**Task goal**
Transcribe the whole listing below without changing a word, but leave out every image.

**Supplied data**
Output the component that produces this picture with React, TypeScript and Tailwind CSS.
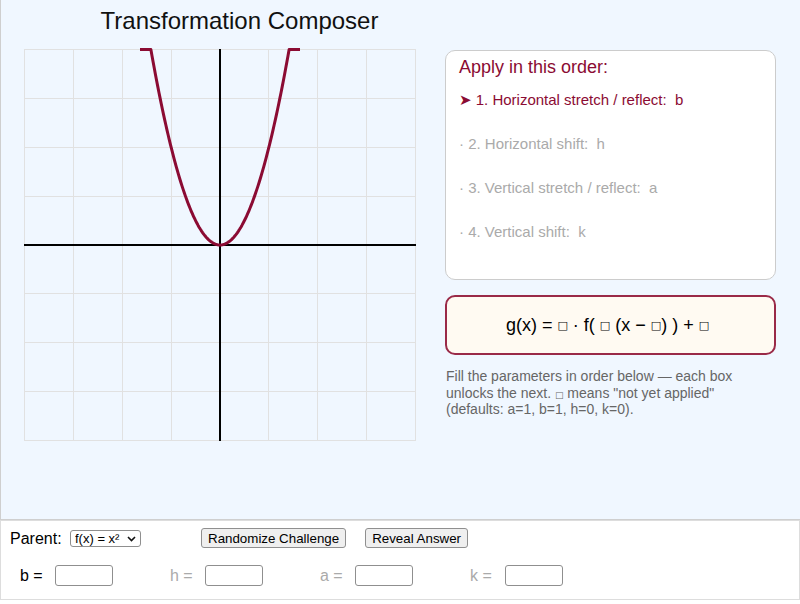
import React from "react";

const CRIMSON = "#8b0b33";

function Graph() {
  const cell = 48.875;
  const unit = cell / 2;
  const ticks = Array.from({ length: 9 }, (_, i) => Math.round(i * cell) + 0.5);
  const ox = 196;
  const oy = 196;
  const xmax = Math.sqrt(8);
  const pts: string[] = [];
  pts.push(`${ox - 80},${oy - 8 * unit}`);
  const steps = 120;
  for (let i = 0; i <= steps; i++) {
    const x = -xmax + (2 * xmax * i) / steps;
    pts.push(`${(ox + x * unit).toFixed(2)},${(oy - x * x * unit).toFixed(2)}`);
  }
  pts.push(`${ox + 80},${oy - 8 * unit}`);

  return (
    <svg width={392} height={392} viewBox="0 0 392 392" className="block overflow-visible shrink-0">
      {ticks.map((t) => (
        <line key={`v${t}`} x1={t} y1={0} x2={t} y2={392} stroke="#e1e1e1" strokeWidth={1} />
      ))}
      {ticks.map((t) => (
        <line key={`h${t}`} x1={0} y1={t} x2={392} y2={t} stroke="#e1e1e1" strokeWidth={1} />
      ))}
      <line x1={0} y1={oy} x2={392} y2={oy} stroke="#000" strokeWidth={2} />
      <line x1={ox} y1={0} x2={ox} y2={392} stroke="#000" strokeWidth={2} />
      <polyline
        points={pts.join(" ")}
        fill="none"
        stroke={CRIMSON}
        strokeWidth={3}
        strokeLinejoin="round"
      />
    </svg>
  );
}

const steps = [
  "1. Horizontal stretch / reflect:  b",
  "2. Horizontal shift:  h",
  "3. Vertical stretch / reflect:  a",
  "4. Vertical shift:  k",
];

// placeholder box for a parameter that has not been applied yet
function Blank({ small }: { small?: boolean }) {
  return (
    <span
      className={`inline-block align-baseline leading-none font-['DejaVu_Sans',sans-serif] ${
        small ? "text-[9px]" : "text-[11px]"
      }`}
    >
      □
    </span>
  );
}

function ParamInput({ label, active }: { label: string; active: boolean }) {
  return (
    <div className="w-[150px] flex items-center shrink-0">
      <span className={`w-[35px] text-[16px] ${active ? "text-black" : "text-[#aaaaaa]"}`}>{label}</span>
      <input
        type="text"
        className="w-[58px] h-[21px] border border-[#8f8f8f] rounded-[3px] bg-white px-1 text-[13px] outline-none"
      />
    </div>
  );
}

export default function App() {
  return (
    <div className="w-[800px] h-[604px] bg-white text-black font-['Liberation_Sans','Arial','DejaVu_Sans',sans-serif] overflow-hidden">
      <div className="h-[520px] w-[800px] bg-[#f0f7ff] border-l border-b border-[#cfcfcf]">
        <h1 className="w-[477px] text-center text-[24px] leading-[32px] pt-[5px] font-normal text-[#111]">
          Transformation Composer
        </h1>
        <div className="flex mt-[12px]">
          <div className="ml-[23px]">
            <Graph />
          </div>
          <div className="ml-[29px] mt-[1px] w-[331px]">
            <div className="h-[230px] bg-white border border-[#cccccc] rounded-[10px] px-[13px] pt-[5px]">
              <div className="text-[18px] leading-[22px]" style={{ color: CRIMSON }}>
                Apply in this order:
              </div>
              {steps.map((s, i) => (
                <div
                  key={s}
                  className={`text-[15px] leading-[44px] whitespace-pre ${i === 0 ? "" : "text-[#aaaaaa]"}`}
                  style={i === 0 ? { color: CRIMSON } : undefined}
                >
                  {i === 0 ? `➤ ${s}` : `· ${s}`}
                </div>
              ))}
            </div>
            <div className="mt-[15px] h-[60px] bg-[#fffaf2] border-2 border-[#9a2a48] rounded-[10px] flex items-center justify-center text-[18px] text-black whitespace-pre pr-[6px]">
              g(x) = <Blank /> · f( <Blank /> (x − <Blank />) ) + <Blank />
            </div>
            <div className="mt-[13px] text-[14px] leading-[16.5px] text-[#666666] pl-[1px]">
              <div>Fill the parameters in order below — each box</div>
              <div>
                unlocks the next. <Blank small /> means "not yet applied"
              </div>
              <div>(defaults: a=1, b=1, h=0, k=0).</div>
            </div>
          </div>
        </div>
      </div>
      <div className="h-[80px] w-[800px] border border-[#dddddd] bg-white">
        <div className="flex items-center h-[20px] mt-[7px] pl-[9px]">
          <span className="w-[60px] text-[16px] translate-y-[1px]">Parent:</span>
          <div className="relative w-[71px] h-[17px]">
            <select className="block appearance-none w-full h-full border border-[#8f8f8f] rounded-[3px] bg-white text-[13px] leading-[15px] pl-[4px] py-0 text-black outline-none">
              <option>f(x) = x²</option>
            </select>
            <svg
              className="absolute right-[5px] top-[6px] pointer-events-none"
              width={9}
              height={6}
              viewBox="0 0 9 6"
            >
              <path d="M1 1 L4.5 4.5 L8 1" fill="none" stroke="#111" strokeWidth={1.6} />
            </svg>
          </div>
          <button className="ml-[60px] h-[20px] px-[6px] border border-[#8f8f8f] rounded-[3px] bg-[#efefef] text-[13.33px] text-black">
            Randomize Challenge
          </button>
          <button className="ml-[19px] h-[20px] px-[6px] border border-[#8f8f8f] rounded-[3px] bg-[#efefef] text-[13.33px] text-black">
            Reveal Answer
          </button>
        </div>
        <div className="flex items-center h-[21px] mt-[17px] pl-[19px]">
          <ParamInput label="b =" active />
          <ParamInput label="h =" active={false} />
          <ParamInput label="a =" active={false} />
          <ParamInput label="k =" active={false} />
        </div>
      </div>
    </div>
  );
}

**Answer for the task**
Output the component that produces this picture with React, TypeScript and Tailwind CSS.
import React from "react";

const CRIMSON = "#8b0b33";

function Graph() {
  const cell = 48.875;
  const unit = cell / 2;
  const ticks = Array.from({ length: 9 }, (_, i) => Math.round(i * cell) + 0.5);
  const ox = 196;
  const oy = 196;
  const xmax = Math.sqrt(8);
  const pts: string[] = [];
  pts.push(`${ox - 80},${oy - 8 * unit}`);
  const steps = 120;
  for (let i = 0; i <= steps; i++) {
    const x = -xmax + (2 * xmax * i) / steps;
    pts.push(`${(ox + x * unit).toFixed(2)},${(oy - x * x * unit).toFixed(2)}`);
  }
  pts.push(`${ox + 80},${oy - 8 * unit}`);

  return (
    <svg width={392} height={392} viewBox="0 0 392 392" className="block overflow-visible shrink-0">
      {ticks.map((t) => (
        <line key={`v${t}`} x1={t} y1={0} x2={t} y2={392} stroke="#e1e1e1" strokeWidth={1} />
      ))}
      {ticks.map((t) => (
        <line key={`h${t}`} x1={0} y1={t} x2={392} y2={t} stroke="#e1e1e1" strokeWidth={1} />
      ))}
      <line x1={0} y1={oy} x2={392} y2={oy} stroke="#000" strokeWidth={2} />
      <line x1={ox} y1={0} x2={ox} y2={392} stroke="#000" strokeWidth={2} />
      <polyline
        points={pts.join(" ")}
        fill="none"
        stroke={CRIMSON}
        strokeWidth={3}
        strokeLinejoin="round"
      />
    </svg>
  );
}

const steps = [
  "1. Horizontal stretch / reflect:  b",
  "2. Horizontal shift:  h",
  "3. Vertical stretch / reflect:  a",
  "4. Vertical shift:  k",
];

// placeholder box for a parameter that has not been applied yet
function Blank({ small }: { small?: boolean }) {
  return (
    <span
      className={`inline-block align-baseline leading-none font-['DejaVu_Sans',sans-serif] ${
        small ? "text-[9px]" : "text-[11px]"
      }`}
    >
      □
    </span>
  );
}

function ParamInput({ label, active }: { label: string; active: boolean }) {
  return (
    <div className="w-[150px] flex items-center shrink-0">
      <span className={`w-[35px] text-[16px] ${active ? "text-black" : "text-[#aaaaaa]"}`}>{label}</span>
      <input
        type="text"
        className="w-[58px] h-[21px] border border-[#8f8f8f] rounded-[3px] bg-white px-1 text-[13px] outline-none"
      />
    </div>
  );
}

export default function App() {
  return (
    <div className="w-[800px] h-[604px] bg-white text-black font-['Liberation_Sans','Arial','DejaVu_Sans',sans-serif] overflow-hidden">
      <div className="h-[520px] w-[800px] bg-[#f0f7ff] border-l border-b border-[#cfcfcf]">
        <h1 className="w-[477px] text-center text-[24px] leading-[32px] pt-[5px] font-normal text-[#111]">
          Transformation Composer
        </h1>
        <div className="flex mt-[12px]">
          <div className="ml-[23px]">
            <Graph />
          </div>
          <div className="ml-[29px] mt-[1px] w-[331px]">
            <div className="h-[230px] bg-white border border-[#cccccc] rounded-[10px] px-[13px] pt-[5px]">
              <div className="text-[18px] leading-[22px]" style={{ color: CRIMSON }}>
                Apply in this order:
              </div>
              {steps.map((s, i) => (
                <div
                  key={s}
                  className={`text-[15px] leading-[44px] whitespace-pre ${i === 0 ? "" : "text-[#aaaaaa]"}`}
                  style={i === 0 ? { color: CRIMSON } : undefined}
                >
                  {i === 0 ? `➤ ${s}` : `· ${s}`}
                </div>
              ))}
            </div>
            <div className="mt-[15px] h-[60px] bg-[#fffaf2] border-2 border-[#9a2a48] rounded-[10px] flex items-center justify-center text-[18px] text-black whitespace-pre pr-[6px]">
              g(x) = <Blank /> · f( <Blank /> (x − <Blank />) ) + <Blank />
            </div>
            <div className="mt-[13px] text-[14px] leading-[16.5px] text-[#666666] pl-[1px]">
              <div>Fill the parameters in order below — each box</div>
              <div>
                unlocks the next. <Blank small /> means "not yet applied"
              </div>
              <div>(defaults: a=1, b=1, h=0, k=0).</div>
            </div>
          </div>
        </div>
      </div>
      <div className="h-[80px] w-[800px] border border-[#dddddd] bg-white">
        <div className="flex items-center h-[20px] mt-[7px] pl-[9px]">
          <span className="w-[60px] text-[16px] translate-y-[1px]">Parent:</span>
          <div className="relative w-[71px] h-[17px]">
            <select className="block appearance-none w-full h-full border border-[#8f8f8f] rounded-[3px] bg-white text-[13px] leading-[15px] pl-[4px] py-0 text-black outline-none">
              <option>f(x) = x²</option>
            </select>
            <svg
              className="absolute right-[5px] top-[6px] pointer-events-none"
              width={9}
              height={6}
              viewBox="0 0 9 6"
            >
              <path d="M1 1 L4.5 4.5 L8 1" fill="none" stroke="#111" strokeWidth={1.6} />
            </svg>
          </div>
          <button className="ml-[60px] h-[20px] px-[6px] border border-[#8f8f8f] rounded-[3px] bg-[#efefef] text-[13.33px] text-black">
            Randomize Challenge
          </button>
          <button className="ml-[19px] h-[20px] px-[6px] border border-[#8f8f8f] rounded-[3px] bg-[#efefef] text-[13.33px] text-black">
            Reveal Answer
          </button>
        </div>
        <div className="flex items-center h-[21px] mt-[17px] pl-[19px]">
          <ParamInput label="b =" active />
          <ParamInput label="h =" active={false} />
          <ParamInput label="a =" active={false} />
          <ParamInput label="k =" active={false} />
        </div>
      </div>
    </div>
  );
}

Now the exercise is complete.